When I got married, I was in Pottery Barn heaven. I got so many gift cards that I was able to buy a set of dishes and a vase or two at the outlet. I’m being tongue-in-cheek, but we drove down to the outlet (like I said…a couple of perfectly matched tightwads) and went nuts. I ended up with a darling little coffee creamer and sugar set that turned out to be broken when I took it out of the box at home. I had lifted it partially out of the box at the store and so didn’t see that the bottom of it was hanging off. Oh well.
In addition to the broken creamer set we bought an iron coat tree since I had always wanted one. And here is a fuzzy picture of it with our crap hanging on it.
Moving forward two years, and we had a child who was crawling and pulling up on stuff. Including the coat tree, which would wobble every time we would pull a jacket off. Of course, the kid was not allowed to touch it, but crawling older babies have a way of doing just that when your head is turned the other direction. So we knew we needed to replace it, but I didn’t like a lot of the alternatives I saw, and I especially didn’t like the prices attached to them.
Enter Ana White. When I first saw her site, I thought it was a joke. Or something. I don’t know why, but I guess I thought it was too good to be true. Then I thought that was too bad because I really liked her designs and the pictures people were uploading of stuff they built. And then I saw she had a Facebook page and built her own house. And I saw this plan and knew that was the one.
So I showed my husband and told him I wanted to build that. Could I spend a bunch of money on lumber? He said, “Ok.” I knew jack about dimensional lumber, counter sinking screws, how to hold a hammer correctly, and I was terrified of the idea of power saws.
After that conversation, I mentioned to my neighbor that I was considering trying my hand at building furniture since I had the plans. He responded that he grew up working in his dad’s woodworking shop and put himself through school designing and building furniture for people. Bonus. And that he had a miter saw that he would be willing to let me borrow to see how I liked it. SCORE.
I bought the lumber. My neighbor brought over his DeWalt 10” miter saw and showed me how to use it. I cut my lumber, nailed and screwed it all together, and painted it in 2 days. Then I told my husband I needed his help hanging it. And went out and bought my own saw. I was in love.

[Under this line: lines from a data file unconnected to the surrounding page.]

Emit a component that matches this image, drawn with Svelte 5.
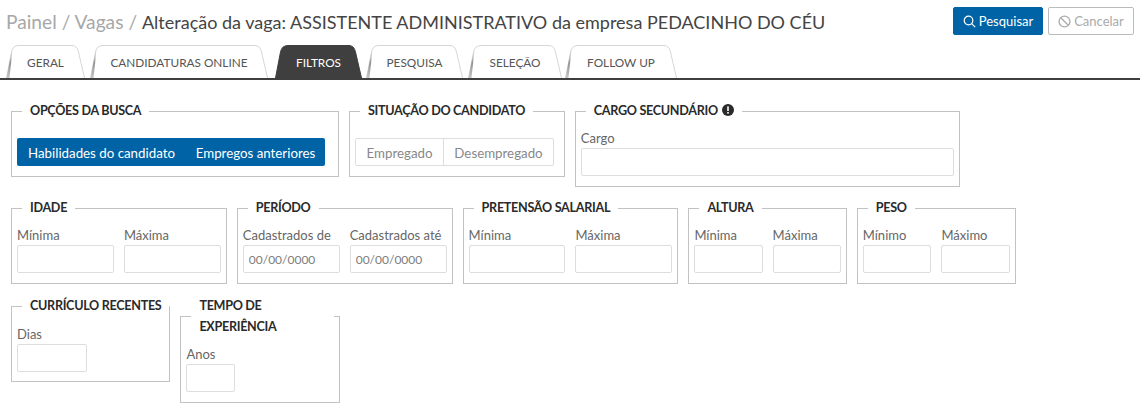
<script>
  const H = 33;
  const tabs = [
    { label: 'GERAL', width: 79, gap: 5 },
    { label: 'CANDIDATURAS ONLINE', width: 178, gap: 7 },
    { label: 'FILTROS', width: 87, gap: 4, active: true },
    { label: 'PESQUISA', width: 97, gap: 5 },
    { label: 'SELEÇÃO', width: 94, gap: 3 },
    { label: 'FOLLOW UP', width: 112, gap: 0 }
  ];
  const outline = (w) => `M0.5 ${H} L5.5 7 Q6.8 0.5 13 0.5 H${w - 13} Q${w - 8} 0.5 ${w - 6.5} 7 L${w - 0.5} ${H}`;
</script>

<div class="page">
  <header class="top">
    <h1><span class="crumb">Painel / Vagas /&nbsp;</span>Alteração da vaga: ASSISTENTE ADMINISTRATIVO da empresa PEDACINHO DO CÉU</h1>
    <div class="actions">
      <button class="btn primary">
        <svg viewBox="0 0 16 16" width="13" height="13" fill="none" stroke="currentColor" stroke-width="1.5"><circle cx="6.8" cy="6.8" r="5.3"/><path d="M10.6 10.6 15 15"/></svg>
        Pesquisar
      </button>
      <button class="btn ghost">
        <svg viewBox="0 0 16 16" width="13" height="13" fill="none" stroke="currentColor" stroke-width="1.6"><circle cx="8" cy="8" r="6.7"/><path d="M3.3 3.3 12.7 12.7"/></svg>
        Cancelar
      </button>
    </div>
  </header>

  <nav class="tabs">
    <svg width="0" height="0" class="defs"><defs><linearGradient id="streak" x1="0" y1="0" x2="0" y2="1"><stop offset="0" stop-color="#ccc" stop-opacity="0.2"/><stop offset="0.45" stop-color="#8f8f8f"/><stop offset="1" stop-color="#c8c8c8"/></linearGradient></defs></svg>
    {#each tabs as t}
      <a class="tab" class:active={t.active} style="width:{t.width}px;margin-right:{t.gap}px">
        <svg class="shape" width={t.width} height={H} viewBox="0 0 {t.width} {H}">
          <path d="{outline(t.width)} Z" class="fill" />
          <path d={outline(t.width)} class="edge" />
          {#if !t.active}<path d="M0.5 {H} L5.5 7 L6.5 5 L3.5 {H} Z" fill="url(#streak)" />{/if}
        </svg>
        <span>{t.label}</span>
      </a>
    {/each}
  </nav>

  <div class="rows">
    <div class="row">
      <fieldset class="w328">
        <legend>OPÇÕES DA BUSCA</legend>
        <div class="seg solid"><span>Habilidades do candidato</span><span>Empregos anteriores</span></div>
      </fieldset>
      <fieldset class="w216">
        <legend>SITUAÇÃO DO CANDIDATO</legend>
        <div class="seg outline"><span>Empregado</span><span>Desempregado</span></div>
      </fieldset>
      <fieldset class="w385">
        <legend>CARGO SECUNDÁRIO <svg class="info" viewBox="0 0 12 12" width="12" height="12"><circle cx="6" cy="6" r="6" fill="#2b2b2b"/><rect x="5.2" y="2.4" width="1.6" height="4.6" fill="#fff"/><rect x="5.2" y="8" width="1.6" height="1.6" fill="#fff"/></svg></legend>
        <div class="field"><label>Cargo</label><input /></div>
      </fieldset>
    </div>

    <div class="row">
      <fieldset class="w216">
        <legend>IDADE</legend>
        <div class="cols"><div class="field"><label>Mínima</label><input /></div><div class="field"><label>Máxima</label><input /></div></div>
      </fieldset>
      <fieldset class="w216">
        <legend>PERÍODO</legend>
        <div class="cols"><div class="field"><label>Cadastrados de</label><input placeholder="00/00/0000" /></div><div class="field"><label>Cadastrados até</label><input placeholder="00/00/0000" /></div></div>
      </fieldset>
      <fieldset class="w216">
        <legend>PRETENSÃO SALARIAL</legend>
        <div class="cols"><div class="field"><label>Mínima</label><input /></div><div class="field"><label>Máxima</label><input /></div></div>
      </fieldset>
      <fieldset class="w158">
        <legend>ALTURA</legend>
        <div class="cols"><div class="field"><label>Mínima</label><input /></div><div class="field"><label>Máxima</label><input /></div></div>
      </fieldset>
      <fieldset class="w159">
        <legend>PESO</legend>
        <div class="cols"><div class="field"><label>Mínimo</label><input /></div><div class="field"><label>Máximo</label><input /></div></div>
      </fieldset>
    </div>

    <div class="row last">
      <fieldset class="w159">
        <legend class="nw">CURRÍCULO RECENTES</legend>
        <div class="field dias"><label>Dias</label><input /></div>
      </fieldset>
      <fieldset class="w159">
        <legend class="tight">TEMPO DE EXPERIÊNCIA</legend>
        <div class="field anos"><label>Anos</label><input /></div>
      </fieldset>
    </div>
  </div>
</div>

<style>
  :global(body) { margin: 0; background: #fff; }
  .page { width: 1140px; height: 409px; overflow: hidden; font-family: "Lato", "Open Sans", sans-serif; color: #333; box-sizing: border-box; }
  .top { display: flex; justify-content: space-between; align-items: center; height: 44px; padding: 0 6px 2px 6px; box-sizing: border-box; }
  h1 { margin: 0; font-weight: 400; font-size: 18px; color: #444; white-space: nowrap; }
  .crumb { color: #a8a8a8; font-size: 19.2px; }
  .actions { display: flex; gap: 5px; }
  .btn { height: 28px; font: 400 13px "Lato", sans-serif; display: flex; align-items: center; justify-content: center; gap: 3px; padding: 0; border-radius: 2px; box-sizing: border-box; }
  .primary { width: 90px; background: #0063a5; border: 1px solid #0063a5; color: #fff; }
  .ghost { width: 86px; background: #fff; border: 1px solid #bbb; color: #aaa; }
  .tabs { display: flex; height: 33px; padding: 1px 0 0 6px; border-bottom: 2px solid #3f3f3f; box-sizing: content-box; }
  .defs { position: absolute; }
  .tab { position: relative; height: 33px; display: flex; align-items: center; justify-content: center; font-size: 11.8px; color: #555; flex: none; }
  .tab span { position: relative; padding-top: 2px; }
  .shape { position: absolute; left: 0; top: 0; }
  .fill { fill: #fff; stroke: none; }
  .edge { fill: none; stroke: #d6d6d6; stroke-width: 1; }
  .active { color: #fff; }
  .active .fill { fill: #3f3f3f; }
  .active .edge { stroke: #3f3f3f; }
  .rows { padding: 20px 0 0 11px; display: flex; flex-direction: column; gap: 10px; }
  .row { display: flex; gap: 10px; align-items: flex-start; }
  .last { margin-top: 1px; }
  fieldset { margin: 0; padding: 0 5px; border: 1px solid #c2c2c2; box-sizing: border-box; min-width: 0; }
  legend { margin-left: 5px; padding: 0 8px; font-size: 12.6px; letter-spacing: -0.3px; font-weight: 700; line-height: 22px; color: #2a2a2a; }
  .nw { white-space: nowrap; }
  .tight { line-height: 21px; }
  .w328 { width: 328px; } .w216 { width: 215.8px; } .w385 { width: 385px; } .w158 { width: 158.4px; } .w159 { width: 159.4px; }
  .cols { display: grid; grid-template-columns: 1fr 1fr; gap: 10px; }
  .field { padding-bottom: 10px; padding-top: 6px; }
  .dias { padding-top: 7px; padding-bottom: 9px; }
  .anos { padding-top: 7px; }
  label { display: block; font-size: 13px; line-height: 20px; color: #666; }
  input { display: block; width: 100%; height: 28px; box-sizing: border-box; border: 1px solid #ddd; border-radius: 2px; padding: 0 5px; font: 12px "Lato", sans-serif; color: #666; outline: 0; }
  input::placeholder { color: #7d7d7d; opacity: 1; }
  .dias input { width: 70px; }
  .anos input { width: 49px; }
  .seg { display: flex; height: 28px; margin: 16px 0 10px; font-size: 13.3px; border-radius: 2px; }
  .seg span { display: flex; align-items: center; justify-content: center; padding-top: 1px; box-sizing: border-box; }
  .solid { background: #0063a5; color: #fff; width: 308px; }
  .solid span:first-child { width: 169px; } .solid span:last-child { flex: 1; }
  .outline { border: 1px solid #ddd; box-sizing: border-box; color: #888; width: 199px; }
  .outline span:first-child { width: 88px; border-right: 1px solid #ddd; } .outline span:last-child { flex: 1; }
  .info { vertical-align: -1px; margin-left: 1px; }
</style>
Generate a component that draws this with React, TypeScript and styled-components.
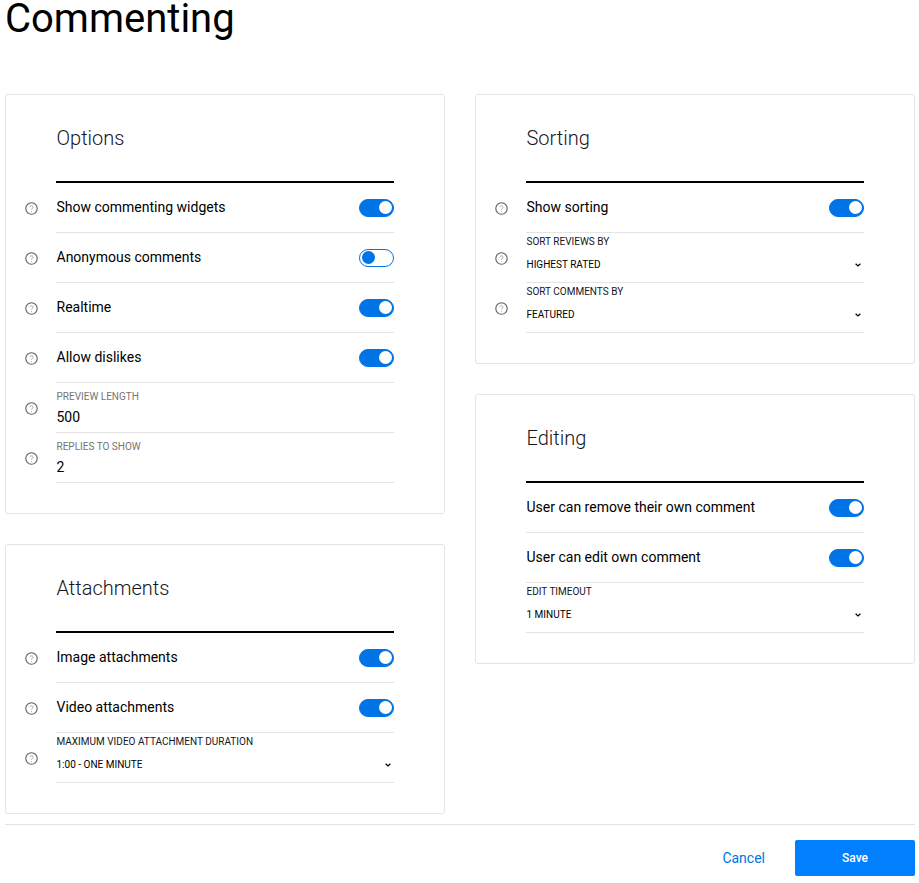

Pulled out the chalkline, level, drill, bits, and screws. It felt like it took longer to hang it then it did to build it. Our walls are not straight and our floors aren’t quite level, making it harder, and we have kind of bad luck hanging things on the wall for some reason. It was just the 2 of us, hoisting it on our shoulders, hurriedly drilling pilot holes, and yelling at the other to hurry because this was extremely awkward. And we did it. And my husband loved it. And also told me never to build anything that had to be hung ever again.
“I figured, why not. I don’t have anything to lose, and if anything, we’ll only gain furniture,” he told me tonight when I asked him why he was willing to take a chance. I asked him what he thought when I told him I wanted to build us a hanging shelf. He replied, “To humor you. And of how much I hate hanging things on the wall,” he said.
I eventually also repainted the moulding at the bottom on a whim. The texturing was awful – thick, goopy, and didn’t match the orange peel above the chair rail, which is why there is picture (the front door is an ongoing project):
And here is the result of him taking a chance on me.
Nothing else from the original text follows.